*Written problem*.
Repeat the material below exactly, with no pictures.

>> Begin Data provided

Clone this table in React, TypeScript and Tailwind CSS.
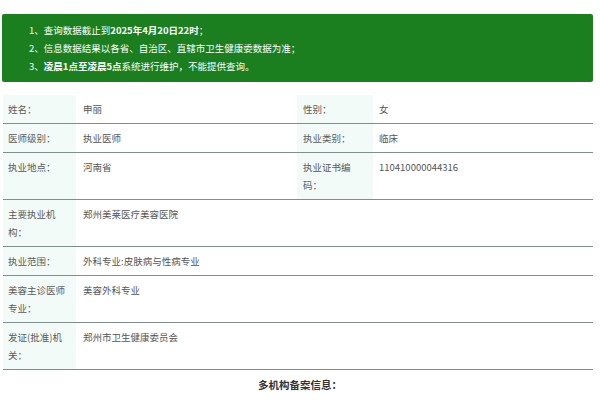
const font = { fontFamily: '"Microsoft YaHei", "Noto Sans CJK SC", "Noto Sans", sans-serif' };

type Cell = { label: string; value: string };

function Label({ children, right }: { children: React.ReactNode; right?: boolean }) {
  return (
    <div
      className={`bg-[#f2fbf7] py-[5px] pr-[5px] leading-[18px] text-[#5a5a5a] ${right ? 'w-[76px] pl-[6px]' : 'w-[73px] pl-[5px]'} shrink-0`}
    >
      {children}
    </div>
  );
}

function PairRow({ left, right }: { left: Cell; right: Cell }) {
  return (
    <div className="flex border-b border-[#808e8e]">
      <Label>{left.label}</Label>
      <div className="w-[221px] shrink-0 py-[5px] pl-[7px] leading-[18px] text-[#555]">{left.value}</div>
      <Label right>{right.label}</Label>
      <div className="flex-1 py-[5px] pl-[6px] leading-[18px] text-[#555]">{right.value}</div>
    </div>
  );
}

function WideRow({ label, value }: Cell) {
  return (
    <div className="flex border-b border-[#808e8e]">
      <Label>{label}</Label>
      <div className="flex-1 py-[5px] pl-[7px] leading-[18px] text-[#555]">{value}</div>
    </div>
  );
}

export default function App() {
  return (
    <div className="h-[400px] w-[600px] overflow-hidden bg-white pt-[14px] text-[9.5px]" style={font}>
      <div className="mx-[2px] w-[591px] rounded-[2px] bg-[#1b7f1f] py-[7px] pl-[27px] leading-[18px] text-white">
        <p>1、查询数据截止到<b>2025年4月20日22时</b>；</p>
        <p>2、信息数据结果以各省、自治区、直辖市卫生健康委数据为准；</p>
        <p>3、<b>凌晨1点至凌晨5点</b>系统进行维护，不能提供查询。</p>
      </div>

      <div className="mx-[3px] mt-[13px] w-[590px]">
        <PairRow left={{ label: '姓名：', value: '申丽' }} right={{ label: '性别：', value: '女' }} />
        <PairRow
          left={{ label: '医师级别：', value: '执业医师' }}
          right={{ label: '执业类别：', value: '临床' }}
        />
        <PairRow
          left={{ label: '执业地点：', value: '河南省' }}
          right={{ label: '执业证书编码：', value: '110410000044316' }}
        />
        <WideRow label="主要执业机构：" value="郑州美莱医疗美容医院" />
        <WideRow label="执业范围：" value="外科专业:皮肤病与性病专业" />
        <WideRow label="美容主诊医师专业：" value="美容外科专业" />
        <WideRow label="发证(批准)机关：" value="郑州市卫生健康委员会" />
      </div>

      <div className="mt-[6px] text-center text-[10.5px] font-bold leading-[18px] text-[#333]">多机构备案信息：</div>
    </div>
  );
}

>> End Data provided

*Solution to the problem*.
Clone this table in React, TypeScript and Tailwind CSS.
const font = { fontFamily: '"Microsoft YaHei", "Noto Sans CJK SC", "Noto Sans", sans-serif' };

type Cell = { label: string; value: string };

function Label({ children, right }: { children: React.ReactNode; right?: boolean }) {
  return (
    <div
      className={`bg-[#f2fbf7] py-[5px] pr-[5px] leading-[18px] text-[#5a5a5a] ${right ? 'w-[76px] pl-[6px]' : 'w-[73px] pl-[5px]'} shrink-0`}
    >
      {children}
    </div>
  );
}

function PairRow({ left, right }: { left: Cell; right: Cell }) {
  return (
    <div className="flex border-b border-[#808e8e]">
      <Label>{left.label}</Label>
      <div className="w-[221px] shrink-0 py-[5px] pl-[7px] leading-[18px] text-[#555]">{left.value}</div>
      <Label right>{right.label}</Label>
      <div className="flex-1 py-[5px] pl-[6px] leading-[18px] text-[#555]">{right.value}</div>
    </div>
  );
}

function WideRow({ label, value }: Cell) {
  return (
    <div className="flex border-b border-[#808e8e]">
      <Label>{label}</Label>
      <div className="flex-1 py-[5px] pl-[7px] leading-[18px] text-[#555]">{value}</div>
    </div>
  );
}

export default function App() {
  return (
    <div className="h-[400px] w-[600px] overflow-hidden bg-white pt-[14px] text-[9.5px]" style={font}>
      <div className="mx-[2px] w-[591px] rounded-[2px] bg-[#1b7f1f] py-[7px] pl-[27px] leading-[18px] text-white">
        <p>1、查询数据截止到<b>2025年4月20日22时</b>；</p>
        <p>2、信息数据结果以各省、自治区、直辖市卫生健康委数据为准；</p>
        <p>3、<b>凌晨1点至凌晨5点</b>系统进行维护，不能提供查询。</p>
      </div>

      <div className="mx-[3px] mt-[13px] w-[590px]">
        <PairRow left={{ label: '姓名：', value: '申丽' }} right={{ label: '性别：', value: '女' }} />
        <PairRow
          left={{ label: '医师级别：', value: '执业医师' }}
          right={{ label: '执业类别：', value: '临床' }}
        />
        <PairRow
          left={{ label: '执业地点：', value: '河南省' }}
          right={{ label: '执业证书编码：', value: '110410000044316' }}
        />
        <WideRow label="主要执业机构：" value="郑州美莱医疗美容医院" />
        <WideRow label="执业范围：" value="外科专业:皮肤病与性病专业" />
        <WideRow label="美容主诊医师专业：" value="美容外科专业" />
        <WideRow label="发证(批准)机关：" value="郑州市卫生健康委员会" />
      </div>

      <div className="mt-[6px] text-center text-[10.5px] font-bold leading-[18px] text-[#333]">多机构备案信息：</div>
    </div>
  );
}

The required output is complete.